• [Requirement] Look below. Copy each line that has "React" in it.

##### Supplied data

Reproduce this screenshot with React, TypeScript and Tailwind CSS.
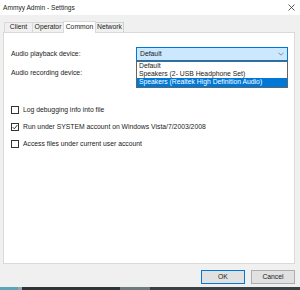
import React from "react";

const font = { fontFamily: '"Liberation Sans", Arial, sans-serif' };

function Check({ checked }: { checked?: boolean }) {
  return (
    <div className="w-[8px] h-[8px] border border-[#333333] bg-white flex items-center justify-center shrink-0">
      {checked && (
        <svg width="6" height="6" viewBox="0 0 6 6">
          <path d="M0.6 3.1 L2.3 4.8 L5.4 1.0" fill="none" stroke="#222" strokeWidth="0.9" />
        </svg>
      )}
    </div>
  );
}

export default function App() {
  return (
    <div className="w-[300px] h-[290px] bg-[#f0f0f0] flex flex-col text-[6.8px] text-[#1a1a1a] overflow-hidden" style={font}>
      <div className="h-[15px] bg-white flex items-center justify-between pl-[3px] pr-[5px] shrink-0">
        <span className="text-[6.6px] text-[#222]">Ammyy Admin - Settings</span>
        <svg width="7" height="7" viewBox="0 0 7 7">
          <path d="M0.5 0.5 L6.5 6.5 M6.5 0.5 L0.5 6.5" stroke="#333" strokeWidth="0.8" />
        </svg>
      </div>
      <div className="pl-[3px] pr-[5px] shrink-0">
        <div className="mt-[6px] h-[11px] flex items-end pl-[1px] relative z-10">
          <div className="h-[10px] px-[3px] flex items-center border border-b-0 border-[#d9d9d9] bg-[#f0f0f0] w-[29px] justify-center">Client</div>
          <div className="h-[10px] px-[3px] flex items-center border border-b-0 border-l-0 border-[#d9d9d9] bg-[#f0f0f0] w-[31px] justify-center">Operator</div>
          <div className="h-[12px] -mb-[1px] flex items-center border border-b-0 border-[#d9d9d9] bg-white w-[33px] justify-center -ml-[1px]">Common</div>
          <div className="h-[10px] flex items-center border border-b-0 border-l-0 border-[#cfcfcf] bg-[#f0f0f0] w-[28px] justify-center">Network</div>
        </div>
        <div className="h-[232px] border border-[#d9d9d9] bg-white relative">
          <div className="grid grid-cols-[125px_152px] gap-y-[5px] pl-[7px] mt-[14px]">
            <div className="h-[14px] flex items-center">Audio playback device:</div>
            <div className="h-[14px] border border-[#0078d7] bg-[#cce8ff] flex items-center justify-between pl-[3px] pr-[3px]">
              <span>Default</span>
              <svg width="6" height="4" viewBox="0 0 6 4">
                <path d="M0.5 0.7 L3 3.2 L5.5 0.7" fill="none" stroke="#777" strokeWidth="0.8" />
              </svg>
            </div>
            <div className="h-[14px] flex items-center">Audio recording device:</div>
            <div className="h-[14px] border border-[#adadad] bg-[#e5e5e5]" />
          </div>
          <div className="flex flex-col gap-[7px] pl-[7px] mt-[25px]">
            <div className="h-[10px] flex items-center gap-[4px]">
              <Check />
              <span>Log debugging info into file</span>
            </div>
            <div className="h-[10px] flex items-center gap-[4px]">
              <Check checked />
              <span>Run under SYSTEM account on Windows Vista/7/2003/2008</span>
            </div>
            <div className="h-[10px] flex items-center gap-[4px]">
              <Check />
              <span>Access files under current user account</span>
            </div>
          </div>
          <div className="absolute left-[132px] top-[28px] w-[152px] border border-[#646464] bg-white flex flex-col">
            <div className="h-[8px] flex items-center pl-[2px] leading-none">Default</div>
            <div className="h-[8px] flex items-center pl-[2px] leading-none">Speakers (2- USB Headphone Set)</div>
            <div className="h-[9px] flex items-center pl-[2px] leading-none bg-[#0078d7] text-white">Speakers (Realtek High Definition Audio)</div>
          </div>
        </div>
      </div>
      <div className="mt-[6px] flex justify-end gap-[6px] pr-[5px] shrink-0">
        <div className="w-[44px] h-[14px] border border-[#0078d7] bg-[#e1e1e1] flex items-center justify-center">OK</div>
        <div className="w-[44px] h-[14px] border border-[#adadad] bg-[#e1e1e1] flex items-center justify-center">Cancel</div>
      </div>
      <div className="flex-1" />
      <div className="h-[3px] flex shrink-0">
        <div className="w-[18px] bg-[#5aa7b3]" />
        <div className="w-[4px] bg-[#9aa3a8]" />
        <div className="flex-1 bg-[#2f3436]" />
        <div className="w-[30px] bg-[#6f7a7e]" />
        <div className="w-[150px] bg-[#3a4043]" />
      </div>
    </div>
  );
}
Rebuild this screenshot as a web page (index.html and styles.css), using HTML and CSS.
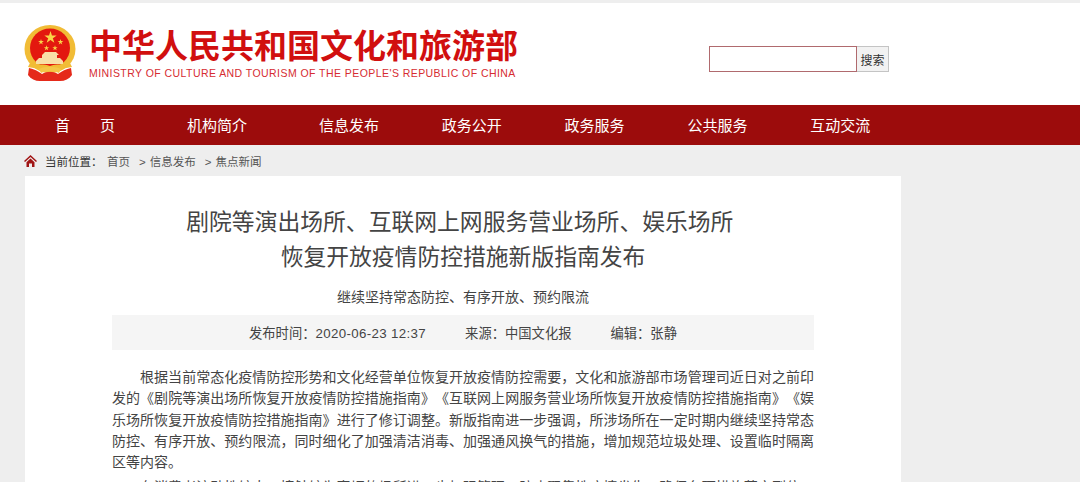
FILE: index.html
```html
<!DOCTYPE html>
<html lang="zh-CN">
<head>
  <meta charset="UTF-8">
  <title>剧院等演出场所、互联网上网服务营业场所、娱乐场所恢复开放疫情防控措施新版指南发布</title>
  <link rel="stylesheet" href="styles.css">
</head>
<body>
  <header class="header">
    <div class="logo">
      <svg class="emblem" width="52" height="57" viewBox="0 0 52 57">
        <defs>
          <path id="star" d="M0-1L.588.809-.951-.309H.951L-.588.809z" fill="#f9d648"/>
        </defs>
        <ellipse cx="26" cy="24" rx="25.500" ry="24" fill="#f1bc36"/>
        <ellipse cx="26" cy="23" rx="20" ry="19.500" fill="#e3180f"/>
        <use href="#star" transform="translate(26.500 12.500) scale(6.500)"/>
        <use href="#star" transform="translate(17 17) scale(3)"/>
        <use href="#star" transform="translate(36.500 17) scale(3)"/>
        <use href="#star" transform="translate(22.500 23) scale(2.800)"/>
        <use href="#star" transform="translate(31 23) scale(2.800)"/>
        <path d="M18 30l3-3h11l3 3h-2v3h3l3 3v3H12v-3l3-3h3z" fill="#f8dfa8"/>
        <path d="M6 38c6 3 14 0 20 3 6-3 14 0 20-3l2 4-22 4-22-4z" fill="#f1bc36"/>
        <path d="M5 43c5 1 9 3 13 6 5-3 11-3 16 0 4-3 8-5 13-6l1 7c-3 4-7 6-12 6H16c-5 0-9-2-12-6z" fill="#e52a1a"/>
        <path d="M15 44c6-3 16-3 22 0l-2 4c-5-2-13-2-18 0z" fill="#f4c648"/>
      </svg>
      <div class="logo-text">
        <div class="logo-cn">中华人民共和国文化和旅游部</div>
        <div class="logo-en">MINISTRY OF CULTURE AND TOURISM OF THE PEOPLE'S REPUBLIC OF CHINA</div>
      </div>
    </div>
    <form class="search">
      <input class="search-input" type="text">
      <button class="search-btn" type="button">搜索</button>
    </form>
  </header>

  <nav class="nav">
    <a class="nav-item nav-wide" href="#">首　　页</a>
    <a class="nav-item nav-wide" href="#">机构简介</a>
    <a class="nav-item" href="#">信息发布</a>
    <a class="nav-item" href="#">政务公开</a>
    <a class="nav-item" href="#">政务服务</a>
    <a class="nav-item" href="#">公共服务</a>
    <a class="nav-item" href="#">互动交流</a>
  </nav>

  <div class="crumbs">
    <svg class="home-icon" width="13" height="12" viewBox="0 0 13 12">
      <path d="M6.500 0L0 6l1 1 5.500-5 5.500 5 1-1z" fill="#a01414"/>
      <path d="M2.500 7.200L6.500 3.600l4 3.600V12H8V8.500H5V12H2.500z" fill="#a01414"/>
    </svg>
    <span class="crumb-label">当前位置：</span>
    <a class="crumb" href="#">首页</a>
    <a class="crumb crumb-next" href="#">信息发布</a>
    <a class="crumb crumb-next" href="#">焦点新闻</a>
  </div>

  <main class="article">
    <h1 class="title">剧院等演出场所、互联网上网服务营业场所、娱乐场所&nbsp;<br>恢复开放疫情防控措施新版指南发布</h1>
    <h2 class="subtitle">继续坚持常态防控、有序开放、预约限流</h2>
    <div class="meta">
      <span>发布时间：<span class="meta-date">2020-06-23 12:37</span></span>
      <span>来源：中国文化报</span>
      <span>编辑：张静</span>
    </div>
    <div class="body">
      <p>根据当前常态化疫情防控形势和文化经营单位恢复开放疫情防控需要，文化和旅游部市场管理司近日对之前印发的《剧院等演出场所恢复开放疫情防控措施指南》《互联网上网服务营业场所恢复开放疫情防控措施指南》《娱乐场所恢复开放疫情防控措施指南》进行了修订调整。新版指南进一步强调，所涉场所在一定时期内继续坚持常态防控、有序开放、预约限流，同时细化了加强清洁消毒、加强通风换气的措施，增加规范垃圾处理、设置临时隔离区等内容。</p>
      <p>在消费者流动性较大、接触较为密切的场所进一步加强管理，防止聚集性疫情发生，确保各项措施落实到位，切实保障安全。</p>
    </div>
  </main>
</body>
</html>
```

FILE: styles.css
```css
html, body {
  margin: 0;
  padding: 0;
}

body {
  height: 482px;
  overflow: hidden;
  padding-top: 3px;
  box-sizing: border-box;
  background-color: #eeeeee;
  font-family: "Liberation Sans", "Noto Sans CJK SC", sans-serif;
  color: #333;
}

a {
  color: inherit;
  text-decoration: none;
}

/* header */
.header {
  height: 102px;
  background-color: #fff;
  display: flex;
  align-items: flex-start;
}

.logo {
  display: flex;
  margin: 22px 0 0 24px;
}

.emblem {
  flex: none;
}

.logo-text {
  margin: 4px 0 0 13px;
}

.logo-cn {
  font-size: 33px;
  line-height: 36px;
  font-weight: 700;
  color: #d10f0f;
  white-space: nowrap;
}

.logo-en {
  margin-top: 2px;
  font-size: 10.500px;
  line-height: 13px;
  letter-spacing: 0.440px;
  color: #d62c32;
  white-space: nowrap;
}

.search {
  display: flex;
  margin: 43px 0 0 191px;
}

.search-input {
  width: 148px;
  height: 26px;
  box-sizing: border-box;
  padding: 0;
  border: 1px solid #b06a6e;
  background-color: #fff;
}

.search-btn {
  width: 32px;
  height: 26px;
  box-sizing: border-box;
  padding: 0;
  border: 1px solid #c4c4c4;
  border-left: 0;
  background-color: #f2f2f2;
  font-family: inherit;
  font-size: 12px;
  color: #333;
}

/* nav */
.nav {
  height: 40px;
  box-sizing: border-box;
  padding: 0 0 1px 55px;
  display: flex;
  align-items: center;
  background-color: #9c0c0c;
}

.nav-item {
  width: 122.800px;
  font-size: 15px;
  color: #fff;
  white-space: nowrap;
}

.nav-wide {
  width: 132px;
}

/* breadcrumb */
.crumbs {
  height: 31px;
  display: flex;
  align-items: center;
  padding-left: 24px;
  font-size: 11.500px;
  color: #555;
}

.home-icon {
  margin-right: 8px;
}

.crumb-label {
  width: 62px;
  color: #333;
}

.crumb-next {
  margin-left: 9px;
}

.crumb-next::before {
  content: ">";
  margin-right: 4px;
}

/* article */
.article {
  width: 702px;
  height: 306px;
  margin-left: 25px;
  padding: 0 87px;
  background-color: #fff;
  overflow: hidden;
}

.title {
  margin: 29px 0 0;
  font-size: 22.800px;
  line-height: 35px;
  font-weight: 400;
  text-align: center;
  color: #444;
}

.subtitle {
  margin: 12px 0 0;
  font-size: 14px;
  line-height: 20px;
  font-weight: 400;
  text-align: center;
  color: #444;
}

.meta {
  height: 35px;
  margin-top: 8px;
  display: flex;
  justify-content: center;
  align-items: center;
  gap: 39px;
  background-color: #f5f5f5;
  font-size: 13.300px;
  color: #444;
}

.meta-date {
  letter-spacing: 0.350px;
}

.body {
  margin-top: 17px;
  font-size: 14px;
  line-height: 21.300px;
  color: #444;
  text-spacing-trim: space-all;
}

.body p {
  margin: 0 0 3.700px;
  text-indent: 2em;
  text-align: justify;
}
```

##########

• [Written answer]
Reproduce this screenshot with React, TypeScript and Tailwind CSS.
import React from "react";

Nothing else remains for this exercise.